On Wednesday, we find out how the U.S. election affects the Federal Reserve's view of the country's economic outlook. Fed fund futures show a 97 percent probability that the Fed will lift rates by a quarter of a percentage point at the end of its two-day policy meeting. But the market will be looking for clues to the pace of future rate cuts.


The Russian-backed Syrian army made sweeping advances in Aleppo, raining fire on rebels and pushing them to the brink of collapse in a shrinking enclave packed with civilians.


Be good for goodness sake!

A man dressed as Santa Claus relieves himself during the Santacon event in London, Dec. 10, 2016. REUTERS/Peter Nicholls 


Around Wall Street

  • Oil prices jumped as much as 6.6 percent in the first trading session after OPEC nations reached a production cut deal with other nations, namely Russia. Fifteen years ago, Russia broke promises to cut output in tandem with OPEC.
  • Trump is stacking his trade transition team with veterans of the U.S. steel industry's wars with China, signaling a more aggressive approach to complaints of unfair Chinese trade practices.

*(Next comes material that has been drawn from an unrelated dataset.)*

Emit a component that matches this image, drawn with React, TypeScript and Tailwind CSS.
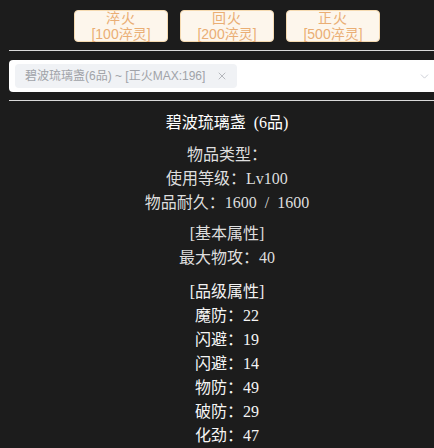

China has been criticized for subsidizing exports and blocking imports, and no one knows that better than the U.S. steel industry which has brought 16 trade actions against China in the last three years. Led by Wilbur Ross, a billionaire steel investor and Trump's nominee for commerce secretary, the team is expected to help shift the focus toward enforcement actions aimed at bringing down the U.S. trade deficit.
  • The Bank of Japan is likely to give a more upbeat view of the economy at next week's rate review, as a pick-up in emerging Asian demand and positive signs in private consumption improve prospects for an export-driven recovery. Any upgrade would reinforce market expectations that the central bank, after failing to jolt Japan out of deflation with years of massive monetary easing, will hold off on expanding stimulus measures in the coming months.

Around the country

  • Hey New Yorkers, if you think West Side Highway traffic is bad, you may have three more years of it if a multibillion-dollar train tunnel connecting New York with New Jersey goes through. The tunnel is a marquee component of Amtrak's $24 billion Gateway Project to repair and expand the heart of the critical and lucrative U.S. northeast transportation corridor.
  • Trump's rejection this weekend of intelligence analysts' conclusion that Russia intervened in the 2016 election to help him win the White House is the latest in a string of conflicts between Trump and the intelligence community he will command.
  • The central question facing Exxon Mobil Chief Executive Rex Tillerson if he becomes secretary of state is whether a lifelong oil man with close ties to Russia can pivot from advancing corporate interests to serving the national interest. The Kremlin is a fan of Tillerson.

Around the world

  • Japan and China are arguing about military flights over one another's airspace. China accused Japanese F-15 fighters of conducting "dangerous and unprofessional" exercises near Chinese aircraft in the Miyako Strait, which separates two Japanese islands. China responded by scrambling jets in the strait. Japan denied doing anything wrong.
  • A bombing at Cairo's largest Coptic cathedral killed at least 25 people and wounded 49, many of them women and children attending Sunday mass, in the deadliest attack on Egypt's Christian minority in years.
  • An offshoot of the militant Kurdistan Workers Party (PKK) claimed responsibility for twin bombings that killed 38 people and wounded 155 outside an Istanbul soccer stadium, an attack for which the Turkish government vowed vengeance.